Source excerpt start

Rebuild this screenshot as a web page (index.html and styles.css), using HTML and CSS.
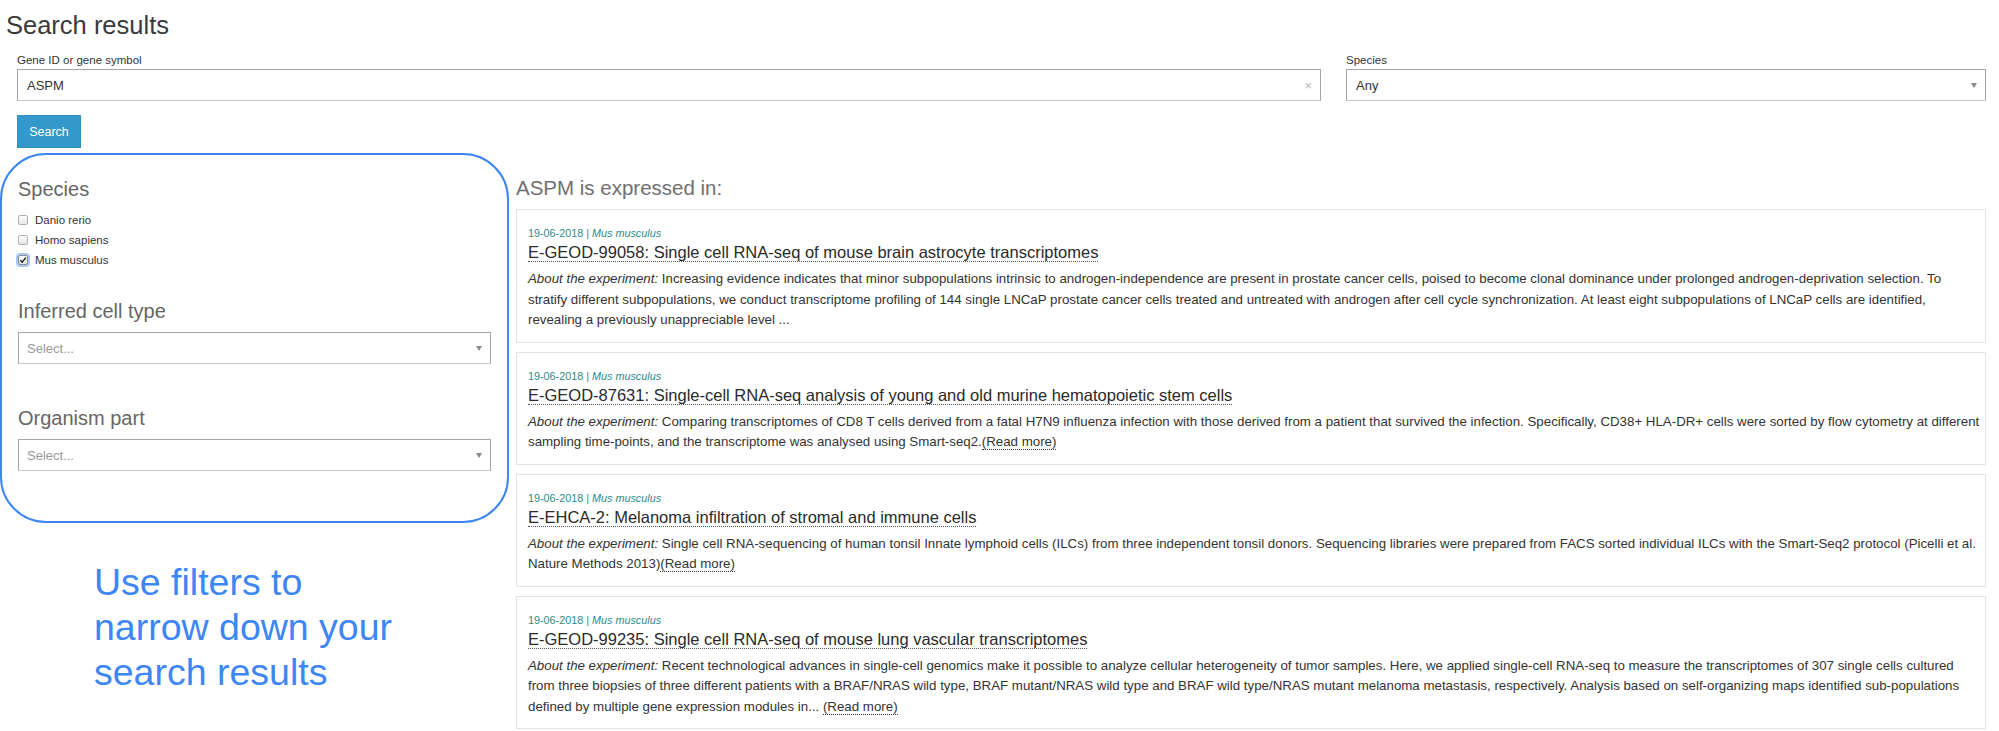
FILE: index.html
```html
<!DOCTYPE html>
<html lang="en">
<head>
<meta charset="utf-8">
<title>Search results</title>
<link rel="stylesheet" href="styles.css">
</head>
<body>
<div class="page">
  <h1 class="page-title">Search results</h1>

  <div class="search-form">
    <div class="field">
      <div class="field-label">Gene ID or gene symbol</div>
      <div class="text-input"><span class="value">ASPM</span><span class="clear">×</span></div>
    </div>
    <div class="field">
      <div class="field-label">Species</div>
      <div class="select"><span class="value">Any</span><span class="arrow"></span></div>
    </div>
  </div>
  <div class="btn-row"><span class="search-btn">Search</span></div>

  <div class="main">
    <div class="left">
      <aside class="filters">
        <h3 class="filter-title">Species</h3>
        <ul class="checks">
          <li class="check"><span class="box"></span><span>Danio rerio</span></li>
          <li class="check"><span class="box"></span><span>Homo sapiens</span></li>
          <li class="check"><span class="box checked"><svg width="8" height="8" viewBox="0 0 8 8"><path d="M1.3 4.2 L3.2 6.1 L6.8 1.6" fill="none" stroke="#222" stroke-width="1.5"/></svg></span><span>Mus musculus</span></li>
        </ul>
        <h3 class="filter-title spaced">Inferred cell type</h3>
        <div class="select filter-select"><span class="placeholder">Select...</span><span class="arrow"></span></div>
        <h3 class="filter-title spaced2">Organism part</h3>
        <div class="select filter-select"><span class="placeholder">Select...</span><span class="arrow"></span></div>
      </aside>
      <p class="hint">Use filters to<br>narrow down your<br>search results</p>
    </div>

    <section class="results">
      <h3 class="results-title">ASPM is expressed in:</h3>
      <div class="cards">
        <article class="card">
          <div class="meta">19-06-2018 | <i>Mus musculus</i></div>
          <div class="card-title"><span>E-GEOD-99058: Single cell RNA-seq of mouse brain astrocyte transcriptomes</span></div>
          <p class="desc"><i>About the experiment:</i> Increasing evidence indicates that minor subpopulations intrinsic to androgen-independence are present in prostate cancer cells, poised to become clonal dominance under prolonged androgen-deprivation selection. To<br>stratify different subpopulations, we conduct transcriptome profiling of 144 single LNCaP prostate cancer cells treated and untreated with androgen after cell cycle synchronization. At least eight subpopulations of LNCaP cells are identified,<br>revealing a previously unappreciable level ...</p>
        </article>
        <article class="card">
          <div class="meta">19-06-2018 | <i>Mus musculus</i></div>
          <div class="card-title"><span>E-GEOD-87631: Single-cell RNA-seq analysis of young and old murine hematopoietic stem cells</span></div>
          <p class="desc"><i>About the experiment:</i> Comparing transcriptomes of CD8 T cells derived from a fatal H7N9 influenza infection with those derived from a patient that survived the infection. Specifically, CD38+ HLA-DR+ cells were sorted by flow cytometry at different<br>sampling time-points, and the transcriptome was analysed using Smart-seq2.<span class="more">(Read more)</span></p>
        </article>
        <article class="card">
          <div class="meta">19-06-2018 | <i>Mus musculus</i></div>
          <div class="card-title"><span>E-EHCA-2: Melanoma infiltration of stromal and immune cells</span></div>
          <p class="desc"><i>About the experiment:</i> Single cell RNA-sequencing of human tonsil Innate lymphoid cells (ILCs) from three independent tonsil donors. Sequencing libraries were prepared from FACS sorted individual ILCs with the Smart-Seq2 protocol (Picelli et al.<br>Nature Methods 2013)<span class="more">(Read more)</span></p>
        </article>
        <article class="card">
          <div class="meta">19-06-2018 | <i>Mus musculus</i></div>
          <div class="card-title"><span>E-GEOD-99235: Single cell RNA-seq of mouse lung vascular transcriptomes</span></div>
          <p class="desc"><i>About the experiment:</i> Recent technological advances in single-cell genomics make it possible to analyze cellular heterogeneity of tumor samples. Here, we applied single-cell RNA-seq to measure the transcriptomes of 307 single cells cultured<br>from three biopsies of three different patients with a BRAF/NRAS wild type, BRAF mutant/NRAS wild type and BRAF wild type/NRAS mutant melanoma metastasis, respectively. Analysis based on self-organizing maps identified sub-populations<br>defined by multiple gene expression modules in... <span class="more">(Read more)</span></p>
        </article>
      </div>
    </section>
  </div>
</div>
</body>
</html>
```

FILE: styles.css
```css
* { box-sizing: border-box; }
html, body { margin: 0; padding: 0; background: #fff; }
body {
  font-family: "Liberation Sans", Arial, Helvetica, sans-serif;
  color: #333;
  width: 1999px;
  height: 731px;
  overflow: hidden;
}
.page { padding: 10px 13px 0 0; }

.page-title {
  margin: 0;
  padding-left: 6px;
  font-size: 25.5px;
  line-height: 30px;
  font-weight: normal;
  color: #3a3a3a;
}

.search-form {
  display: grid;
  grid-template-columns: 1304px minmax(0, 1fr);
  column-gap: 25px;
  margin: 12px 0 0 17px;
}
.field-label {
  font-size: 11.5px;
  line-height: 16px;
  color: #333;
  margin-bottom: 1px;
}
.text-input, .select {
  height: 32px;
  border: 1px solid #a6a6a6;
  border-bottom-color: #c8c8c8;
  background: #fff;
  display: flex;
  align-items: center;
  justify-content: space-between;
  padding: 0 8px 0 9px;
  font-size: 13px;
  color: #333;
}
.clear { color: #b5b5b5; font-size: 13px; }
.arrow {
  width: 0; height: 0;
  border-left: 3.5px solid transparent;
  border-right: 3.5px solid transparent;
  border-top: 5px solid #888;
}

.btn-row { margin: 14px 0 0 17px; height: 33px; display: flex; }
.search-btn {
  display: flex; align-items: center; justify-content: center;
  width: 64px; height: 33px;
  background: #3399cb;
  border: 1px solid #2f8fc0;
  color: #fff;
  font-size: 12.5px;
}

.main {
  display: grid;
  grid-template-columns: 509px minmax(0, 1fr);
  column-gap: 7px;
  margin-top: 5px;
}

.filters {
  border: 2px solid #3d86f4;
  border-radius: 46px;
  padding: 22px 16px 52px 16px;
  height: 370px;
}
.filter-title {
  margin: 0;
  font-size: 20px;
  line-height: 24px;
  font-weight: normal;
  color: #666;
}
.filter-title.spaced { margin-top: 29px; }
.filter-title.spaced2 { margin-top: 42px; }
.checks { list-style: none; margin: 9px 0 0 0; padding: 0; }
.check {
  display: flex; align-items: center;
  height: 20px;
  font-size: 11.5px;
  color: #333;
}
.box {
  width: 10px; height: 10px;
  border: 1px solid #b0b0b0;
  border-radius: 2px;
  background: linear-gradient(#fdfdfd, #e6e6e6);
  margin-right: 7px;
  display: flex; align-items: center; justify-content: center;
}
.box.checked {
  border-color: #8a8a8a;
  box-shadow: 0 0 0 2px #a9c8f6;
}
.filter-select { margin-top: 9px; height: 32px; padding: 0 8px 0 8px; }
.placeholder { color: #999; font-size: 13px; }

.hint {
  margin: 37px 0 0 94px;
  font-size: 37.5px;
  line-height: 45px;
  color: #3d86f4;
}

.results { padding-top: 23px; min-width: 0; }
.results-title {
  margin: 0 0 9px 0;
  font-size: 20.5px;
  line-height: 24px;
  font-weight: normal;
  color: #707070;
}
.cards { display: flex; flex-direction: column; gap: 9px; }
.card {
  border: 1px solid #e4e4e4;
  padding: 15px 11px 11px 11px;
  min-width: 0;
}
.meta {
  font-size: 10.8px;
  line-height: 16px;
  color: #2b8b8b;
}
.card-title {
  font-size: 16.5px;
  line-height: 22px;
  color: #2a2a2a;
}
.card-title span { border-bottom: 1px dotted #555; }
.desc {
  margin: 6px 0 0 0;
  font-size: 13.3px;
  line-height: 20.5px;
  color: #333;
  white-space: nowrap;
}
.more { border-bottom: 1px dotted #333; }
```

Source excerpt end

- [Problem description]
Transcribe the material exactly, keeping every word and none of the pictures.

- [Final result]
Rebuild this screenshot as a web page (index.html and styles.css), using HTML and CSS.
FILE: index.html
```html
<!DOCTYPE html>
<html lang="en">
<head>
<meta charset="utf-8">
<title>Search results</title>
<link rel="stylesheet" href="styles.css">
</head>
<body>
<div class="page">
  <h1 class="page-title">Search results</h1>

  <div class="search-form">
    <div class="field">
      <div class="field-label">Gene ID or gene symbol</div>
      <div class="text-input"><span class="value">ASPM</span><span class="clear">×</span></div>
    </div>
    <div class="field">
      <div class="field-label">Species</div>
      <div class="select"><span class="value">Any</span><span class="arrow"></span></div>
    </div>
  </div>
  <div class="btn-row"><span class="search-btn">Search</span></div>

  <div class="main">
    <div class="left">
      <aside class="filters">
        <h3 class="filter-title">Species</h3>
        <ul class="checks">
          <li class="check"><span class="box"></span><span>Danio rerio</span></li>
          <li class="check"><span class="box"></span><span>Homo sapiens</span></li>
          <li class="check"><span class="box checked"><svg width="8" height="8" viewBox="0 0 8 8"><path d="M1.3 4.2 L3.2 6.1 L6.8 1.6" fill="none" stroke="#222" stroke-width="1.5"/></svg></span><span>Mus musculus</span></li>
        </ul>
        <h3 class="filter-title spaced">Inferred cell type</h3>
        <div class="select filter-select"><span class="placeholder">Select...</span><span class="arrow"></span></div>
        <h3 class="filter-title spaced2">Organism part</h3>
        <div class="select filter-select"><span class="placeholder">Select...</span><span class="arrow"></span></div>
      </aside>
      <p class="hint">Use filters to<br>narrow down your<br>search results</p>
    </div>

    <section class="results">
      <h3 class="results-title">ASPM is expressed in:</h3>
      <div class="cards">
        <article class="card">
          <div class="meta">19-06-2018 | <i>Mus musculus</i></div>
          <div class="card-title"><span>E-GEOD-99058: Single cell RNA-seq of mouse brain astrocyte transcriptomes</span></div>
          <p class="desc"><i>About the experiment:</i> Increasing evidence indicates that minor subpopulations intrinsic to androgen-independence are present in prostate cancer cells, poised to become clonal dominance under prolonged androgen-deprivation selection. To<br>stratify different subpopulations, we conduct transcriptome profiling of 144 single LNCaP prostate cancer cells treated and untreated with androgen after cell cycle synchronization. At least eight subpopulations of LNCaP cells are identified,<br>revealing a previously unappreciable level ...</p>
        </article>
        <article class="card">
          <div class="meta">19-06-2018 | <i>Mus musculus</i></div>
          <div class="card-title"><span>E-GEOD-87631: Single-cell RNA-seq analysis of young and old murine hematopoietic stem cells</span></div>
          <p class="desc"><i>About the experiment:</i> Comparing transcriptomes of CD8 T cells derived from a fatal H7N9 influenza infection with those derived from a patient that survived the infection. Specifically, CD38+ HLA-DR+ cells were sorted by flow cytometry at different<br>sampling time-points, and the transcriptome was analysed using Smart-seq2.<span class="more">(Read more)</span></p>
        </article>
        <article class="card">
          <div class="meta">19-06-2018 | <i>Mus musculus</i></div>
          <div class="card-title"><span>E-EHCA-2: Melanoma infiltration of stromal and immune cells</span></div>
          <p class="desc"><i>About the experiment:</i> Single cell RNA-sequencing of human tonsil Innate lymphoid cells (ILCs) from three independent tonsil donors. Sequencing libraries were prepared from FACS sorted individual ILCs with the Smart-Seq2 protocol (Picelli et al.<br>Nature Methods 2013)<span class="more">(Read more)</span></p>
        </article>
        <article class="card">
          <div class="meta">19-06-2018 | <i>Mus musculus</i></div>
          <div class="card-title"><span>E-GEOD-99235: Single cell RNA-seq of mouse lung vascular transcriptomes</span></div>
          <p class="desc"><i>About the experiment:</i> Recent technological advances in single-cell genomics make it possible to analyze cellular heterogeneity of tumor samples. Here, we applied single-cell RNA-seq to measure the transcriptomes of 307 single cells cultured<br>from three biopsies of three different patients with a BRAF/NRAS wild type, BRAF mutant/NRAS wild type and BRAF wild type/NRAS mutant melanoma metastasis, respectively. Analysis based on self-organizing maps identified sub-populations<br>defined by multiple gene expression modules in... <span class="more">(Read more)</span></p>
        </article>
      </div>
    </section>
  </div>
</div>
</body>
</html>
```

FILE: styles.css
```css
* { box-sizing: border-box; }
html, body { margin: 0; padding: 0; background: #fff; }
body {
  font-family: "Liberation Sans", Arial, Helvetica, sans-serif;
  color: #333;
  width: 1999px;
  height: 731px;
  overflow: hidden;
}
.page { padding: 10px 13px 0 0; }

.page-title {
  margin: 0;
  padding-left: 6px;
  font-size: 25.5px;
  line-height: 30px;
  font-weight: normal;
  color: #3a3a3a;
}

.search-form {
  display: grid;
  grid-template-columns: 1304px minmax(0, 1fr);
  column-gap: 25px;
  margin: 12px 0 0 17px;
}
.field-label {
  font-size: 11.5px;
  line-height: 16px;
  color: #333;
  margin-bottom: 1px;
}
.text-input, .select {
  height: 32px;
  border: 1px solid #a6a6a6;
  border-bottom-color: #c8c8c8;
  background: #fff;
  display: flex;
  align-items: center;
  justify-content: space-between;
  padding: 0 8px 0 9px;
  font-size: 13px;
  color: #333;
}
.clear { color: #b5b5b5; font-size: 13px; }
.arrow {
  width: 0; height: 0;
  border-left: 3.5px solid transparent;
  border-right: 3.5px solid transparent;
  border-top: 5px solid #888;
}

.btn-row { margin: 14px 0 0 17px; height: 33px; display: flex; }
.search-btn {
  display: flex; align-items: center; justify-content: center;
  width: 64px; height: 33px;
  background: #3399cb;
  border: 1px solid #2f8fc0;
  color: #fff;
  font-size: 12.5px;
}

.main {
  display: grid;
  grid-template-columns: 509px minmax(0, 1fr);
  column-gap: 7px;
  margin-top: 5px;
}

.filters {
  border: 2px solid #3d86f4;
  border-radius: 46px;
  padding: 22px 16px 52px 16px;
  height: 370px;
}
.filter-title {
  margin: 0;
  font-size: 20px;
  line-height: 24px;
  font-weight: normal;
  color: #666;
}
.filter-title.spaced { margin-top: 29px; }
.filter-title.spaced2 { margin-top: 42px; }
.checks { list-style: none; margin: 9px 0 0 0; padding: 0; }
.check {
  display: flex; align-items: center;
  height: 20px;
  font-size: 11.5px;
  color: #333;
}
.box {
  width: 10px; height: 10px;
  border: 1px solid #b0b0b0;
  border-radius: 2px;
  background: linear-gradient(#fdfdfd, #e6e6e6);
  margin-right: 7px;
  display: flex; align-items: center; justify-content: center;
}
.box.checked {
  border-color: #8a8a8a;
  box-shadow: 0 0 0 2px #a9c8f6;
}
.filter-select { margin-top: 9px; height: 32px; padding: 0 8px 0 8px; }
.placeholder { color: #999; font-size: 13px; }

.hint {
  margin: 37px 0 0 94px;
  font-size: 37.5px;
  line-height: 45px;
  color: #3d86f4;
}

.results { padding-top: 23px; min-width: 0; }
.results-title {
  margin: 0 0 9px 0;
  font-size: 20.5px;
  line-height: 24px;
  font-weight: normal;
  color: #707070;
}
.cards { display: flex; flex-direction: column; gap: 9px; }
.card {
  border: 1px solid #e4e4e4;
  padding: 15px 11px 11px 11px;
  min-width: 0;
}
.meta {
  font-size: 10.8px;
  line-height: 16px;
  color: #2b8b8b;
}
.card-title {
  font-size: 16.5px;
  line-height: 22px;
  color: #2a2a2a;
}
.card-title span { border-bottom: 1px dotted #555; }
.desc {
  margin: 6px 0 0 0;
  font-size: 13.3px;
  line-height: 20.5px;
  color: #333;
  white-space: nowrap;
}
.more { border-bottom: 1px dotted #333; }
```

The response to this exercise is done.